For this week’s Tea I couldn’t help but write about one of my favorite topics, love and dating! Now that just about everyone is hip to online dating and dating apps, dating pools that wouldn’t normally mix are finding each other. So whether you’re interested in someone 5 years your senior or someone who graduated from college while you were still being potty trained, this article is for you.
- He has some long-term exes. I think it is natural to want to see yourself as the pinnacle of your SO’s love and affection, especially if they are the pinnacle of yours. Achieving that isn’t too hard dating a 22 or 23 year old whose longest relationship probably caps out at 3 years. It gets a little more complicated comparing yourself to a long term live-in partner… or fiancée… or wife. So while this isn’t necessarily bad, it definitely takes some getting used to.
- He can’t drop his life for you. While stability is undoubtedly a positive, it also likely means that you are going to have to fit into his plan rather than the opposite. The odds of you getting him to pack up his stuff and move with you while you chase your passions are pretty low. So if you’re serious about a future with him, you might have to pass up an attractive opportunity to stay in the same city, or be the one to move out of your place and into his.
- Building a future together looks a little different. Unfortunately, he probably won’t be able to join you on that 2 month Europe backpacking trip. The ability for you two to “freestyle” together is a bit lower to nonexistent. Late night pillow talk looks a little less attractive with a 6:30 a.m. wakeup. Additionally, you have to remember that this person is on a tighter timeframe and may expect a serious commitment faster than someone in their early 20’s. A common sentiment is that your life feels expedited- the big decisions and life events come at you fast.
- Timing isn’t ideal. This ties in directly with #3. Maybe you want to move and your partner still has 3 years left in a graduate program. Or the opposite! Maybe you didn’t see yourself getting married and having kids until ~30. As with all relationships, compromise is essential and you shouldn’t be expected to rewrite your entire life for this person without them making some changes on their own end. But with that being said, some things simply have to change to accommodate certain life choices. Often the burden can fall on the younger person.
- Your friends don’t mesh. While the 7+ year difference between you two may be trivial in the grand scheme of your relationship, it may not be between your social circles. And if you aren’t used to spending time with people his age, there may be an adjustment period. Pro: having conversations you’re not used to means you will probably learn a lot. But don’t get sucked into trying to prove your worth- no one expects you to be able to share with expertise on experiences you have never had! Saying I don’t know and taking a back seat in conversations sometimes is perfectly ok!

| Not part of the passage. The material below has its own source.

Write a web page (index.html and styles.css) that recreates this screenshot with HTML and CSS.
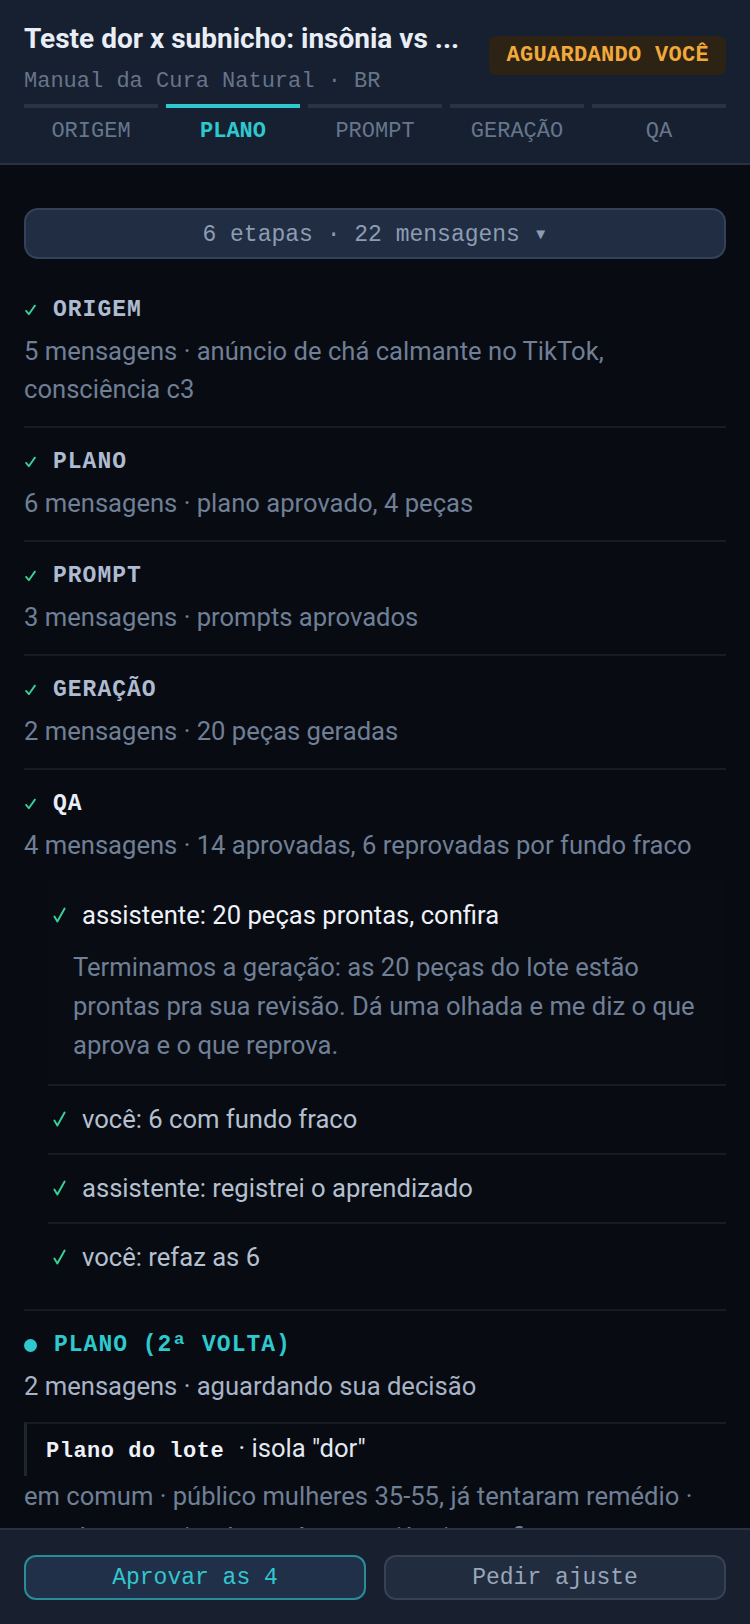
FILE: index.html
```html
<!DOCTYPE html>
<html lang="pt-BR">
<head>
    <meta charset="UTF-8">
    <meta name="viewport" content="width=device-width, initial-scale=1.0">
    <title>Teste dor x subnicho</title>
    <link rel="stylesheet" href="styles.css">
</head>
<body>
    <header class="top">
        <div class="top-row">
            <div class="top-text">
                <h1 class="title">Teste dor x subnicho: insônia vs ...</h1>
                <div class="subtitle">Manual da Cura Natural · BR</div>
            </div>
            <span class="badge">AGUARDANDO VOCÊ</span>
        </div>
        <nav class="steps">
            <div class="step"><span class="step-bar"></span><span class="step-name">ORIGEM</span></div>
            <div class="step active"><span class="step-bar"></span><span class="step-name">PLANO</span></div>
            <div class="step"><span class="step-bar"></span><span class="step-name">PROMPT</span></div>
            <div class="step"><span class="step-bar"></span><span class="step-name">GERAÇÃO</span></div>
            <div class="step"><span class="step-bar"></span><span class="step-name">QA</span></div>
        </nav>
    </header>

    <main class="content">
        <button class="summary">6 etapas · 22 mensagens ▾</button>

        <section class="stage">
            <div class="stage-head">
                <svg class="check-s" viewBox="0 0 12 12"><path d="M1.2 7 L4.2 10.6 L10.8 1.2"/></svg>
                <span class="stage-name">ORIGEM</span>
            </div>
            <p class="stage-desc">5 mensagens · anúncio de chá calmante no TikTok, consciência c3</p>
        </section>

        <section class="stage">
            <div class="stage-head">
                <svg class="check-s" viewBox="0 0 12 12"><path d="M1.2 7 L4.2 10.6 L10.8 1.2"/></svg>
                <span class="stage-name">PLANO</span>
            </div>
            <p class="stage-desc">6 mensagens · plano aprovado, 4 peças</p>
        </section>

        <section class="stage">
            <div class="stage-head">
                <svg class="check-s" viewBox="0 0 12 12"><path d="M1.2 7 L4.2 10.6 L10.8 1.2"/></svg>
                <span class="stage-name">PROMPT</span>
            </div>
            <p class="stage-desc">3 mensagens · prompts aprovados</p>
        </section>

        <section class="stage">
            <div class="stage-head">
                <svg class="check-s" viewBox="0 0 12 12"><path d="M1.2 7 L4.2 10.6 L10.8 1.2"/></svg>
                <span class="stage-name">GERAÇÃO</span>
            </div>
            <p class="stage-desc">2 mensagens · 20 peças geradas</p>
        </section>

        <section class="stage open">
            <div class="stage-head">
                <svg class="check-s" viewBox="0 0 12 12"><path d="M1.2 7 L4.2 10.6 L10.8 1.2"/></svg>
                <span class="stage-name">QA</span>
            </div>
            <p class="stage-desc">4 mensagens · 14 aprovadas, 6 reprovadas por fundo fraco</p>

            <ul class="messages">
                <li class="msg expanded">
                    <div class="msg-head">
                        <svg class="check-m" viewBox="0 0 12 15"><path d="M1.2 9 L4 13.6 L10.8 1.4"/></svg>
                        <span>assistente: 20 peças prontas, confira</span>
                    </div>
                    <p class="msg-body">Terminamos a geração: as 20 peças do lote estão prontas pra sua revisão. Dá uma olhada e me diz o que aprova e o que reprova.</p>
                </li>
                <li class="msg">
                    <div class="msg-head">
                        <svg class="check-m" viewBox="0 0 12 15"><path d="M1.2 9 L4 13.6 L10.8 1.4"/></svg>
                        <span>você: 6 com fundo fraco</span>
                    </div>
                </li>
                <li class="msg">
                    <div class="msg-head">
                        <svg class="check-m" viewBox="0 0 12 15"><path d="M1.2 9 L4 13.6 L10.8 1.4"/></svg>
                        <span>assistente: registrei o aprendizado</span>
                    </div>
                </li>
                <li class="msg">
                    <div class="msg-head">
                        <svg class="check-m" viewBox="0 0 12 15"><path d="M1.2 9 L4 13.6 L10.8 1.4"/></svg>
                        <span>você: refaz as 6</span>
                    </div>
                </li>
            </ul>
        </section>

        <section class="stage current">
            <div class="stage-head">
                <span class="dot"></span>
                <span class="stage-name">PLANO (2ª VOLTA)</span>
            </div>
            <p class="stage-desc">2 mensagens · aguardando sua decisão</p>
            <div class="plan-box"><strong>Plano do lote</strong> · isola "dor"</div>
            <p class="plan-text">em comum · público mulheres 35-55, já tentaram remédio · gancho a receita da vovó que a ciência confirma · consciência c3 · 4 peças: 2 estáticos e 2 carrosséis, fundo claro e texto grande</p>
        </section>
    </main>

    <footer class="actions">
        <button class="btn primary">Aprovar as 4</button>
        <button class="btn">Pedir ajuste</button>
    </footer>
</body>
</html>
```

FILE: styles.css
```css
body {
    margin: 0;
    background: #080b12;
    font-family: Roboto, "Liberation Sans", sans-serif;
    color: #6f7f96;
}

.top {
    background: #172030;
    border-bottom: 2px solid #283242;
    padding: 20px 24px 16px;
}

.top-row {
    display: flex;
    align-items: flex-start;
    justify-content: space-between;
    gap: 20px;
}

.top-text {
    min-width: 0;
}

.title {
    margin: 0;
    font-size: 28px;
    line-height: 38px;
    font-weight: 700;
    color: #e9eef6;
    white-space: nowrap;
    overflow: hidden;
    text-overflow: ellipsis;
}

.subtitle {
    margin-top: 9px;
    font-family: "Liberation Mono", "DejaVu Sans Mono", monospace;
    font-size: 22px;
    line-height: 30px;
    color: #66758a;
}

.badge {
    flex-shrink: 0;
    margin-top: 16px;
    padding: 0 17px;
    background: #2c2314;
    color: #f2a93b;
    border-radius: 7px;
    font-family: "Liberation Mono", "DejaVu Sans Mono", monospace;
    font-weight: 700;
    font-size: 22px;
    letter-spacing: 0.3px;
    line-height: 39px;
}

.steps {
    display: grid;
    grid-template-columns: repeat(5, 1fr);
    gap: 8px;
    margin-top: 7px;
}

.step {
    display: flex;
    flex-direction: column;
    align-items: center;
}

.step-bar {
    align-self: stretch;
    height: 4px;
    background: #2a3343;
}

.step-name {
    margin-top: 9px;
    font-family: "Liberation Mono", "DejaVu Sans Mono", monospace;
    font-size: 22px;
    line-height: 30px;
    color: #66768c;
}

.step.active .step-bar {
    background: #2ec8cf;
}

.step.active .step-name {
    color: #2ec8cf;
    font-weight: 700;
}

.content {
    padding: 43px 24px 160px;
}

.summary {
    display: block;
    width: 100%;
    height: 51px;
    margin: 0 0 17px;
    background: #212d42;
    border: 2px solid #34415a;
    border-radius: 14px;
    font-family: "Liberation Mono", "DejaVu Sans Mono", monospace;
    font-size: 23px;
    color: #8d9cb3;
}

.stage {
    padding: 19px 0 18px;
    border-bottom: 2px solid #161b24;
}

.stage-head {
    display: flex;
    align-items: center;
    gap: 17px;
    height: 30px;
}

.check-s {
    width: 11px;
    height: 12px;
    margin-left: 1px;
    fill: none;
    stroke: #37d399;
    stroke-width: 2;
    stroke-linecap: round;
    stroke-linejoin: round;
}

.stage-name {
    font-family: "Liberation Mono", "DejaVu Sans Mono", monospace;
    font-weight: 700;
    font-size: 23px;
    letter-spacing: 1px;
    line-height: 30px;
    color: #aebbd0;
}

.stage.open .stage-name {
    color: #e9eef6;
}

.stage-desc {
    margin: 7px 0 0;
    font-size: 25.6px;
    line-height: 38px;
    color: #6f7f96;
}

.messages {
    list-style: none;
    margin: 16px 0 0 24px;
    padding: 0;
}

.msg {
    padding: 14px 0 15px;
    border-bottom: 2px solid #161b24;
}

.msg:last-child {
    border-bottom: none;
}

.msg.expanded {
    padding: 16px 0 19px;
    background: #090c13;
}

.msg-head {
    display: flex;
    align-items: center;
    gap: 16px;
    padding-left: 5px;
    font-size: 25.6px;
    line-height: 38px;
    color: #b5c0d0;
}

.msg.expanded .msg-head {
    color: #eef2f8;
}

.check-m {
    width: 13px;
    height: 16px;
    flex-shrink: 0;
    fill: none;
    stroke: #37d399;
    stroke-width: 1.8;
    stroke-linecap: round;
    stroke-linejoin: round;
}

.msg-body {
    margin: 14px 0 0;
    padding-left: 25px;
    font-size: 25.6px;
    line-height: 39px;
    color: #6f7f96;
}

.stage.current {
    border-bottom: none;
}

.dot {
    width: 13px;
    height: 13px;
    border-radius: 50%;
    background: #2ec8cf;
}

.stage.current .stage-name {
    color: #2ec8cf;
}

.stage.current .stage-desc {
    color: #a8b4c6;
}

.plan-box {
    margin-top: 17px;
    padding: 5px 19px;
    border-top: 2px solid #161b24;
    border-left: 3px solid #20262f;
    font-size: 25.6px;
    line-height: 38px;
    color: #e2e8f0;
}

.plan-box strong {
    margin-right: 8px;
    font-family: "Liberation Mono", "DejaVu Sans Mono", monospace;
    font-size: 22px;
    letter-spacing: 0.5px;
    color: #eef2f8;
}

.plan-text {
    margin: 0;
    font-size: 25.6px;
    line-height: 41px;
    color: #6f7f96;
}

.actions {
    position: fixed;
    left: 0;
    right: 0;
    bottom: 0;
    display: grid;
    grid-template-columns: 1fr 1fr;
    gap: 18px;
    padding: 25px 24px 24px;
    background: #182030;
    border-top: 2px solid #283242;
}

.btn {
    height: 45px;
    border-radius: 12px;
    border: 2px solid #364254;
    background: #212c3e;
    color: #98a6ba;
    font-family: "Liberation Mono", "DejaVu Sans Mono", monospace;
    font-size: 23px;
}

.btn.primary {
    border-color: #2a8c99;
    background: #213049;
    color: #33c6d0;
}
```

- He has wisdom. It can be quite nice having someone to walk you through or help you with the little life things you have never done before. Setting up your first 401(k)? Networking and going into your first big interviews? You have some experience on your side from a loving person who knows you better than most! In addition, he likely knows more people from just being around longer! And in the professional world, that can be a game changer.
- Modern games don’t apply. Obviously your mileage may vary, but this has been something I have experienced across the board. If you find a good one, the “counting the minutes before responding” BS and hot-and-cold games don’t exist. Relish in the fact that you have a partner who is upfront about their feelings and wise enough not to seek validation playing petty games with your heart.
- He is emotionally stable. And with that comes confidence! Plus, men who are emotionally stable don’t erratically break up with you and start the “on again, off again” relationship pattern. They don’t storm out of the house mid argument to “cool off”. He knows how to handle conflict maturely and with love and kindness.
- He is financially secure. Never underestimate how nice it is to be with someone who is truly independent. No waiting for mommy and daddy to deposit the rent money into his account, or eating ramen the last couple days before payday. Even if he is not rolling in cash, he has spent quite some time taking care of himself and knows how to manage his finances appropriately. At a time when you are still getting on your feet and planning out your future, this is invaluable.
- He knows how to make a relationship work. One of the most amazing things about dating someone older is that they have put in serious work into relationships before, and generally have a better idea about what works and what doesn’t. The most important difference being communication. Someone doesn’t stay in a 5 year relationship on accident. He also has a better idea of who he is in a relationship- what he has to offer, what he needs, and where he will draw a line in the sand. At times being “taught” can feel frustrating, but you can learn so much about how to be a good partner so quickly simply because your SO has experience in that realm.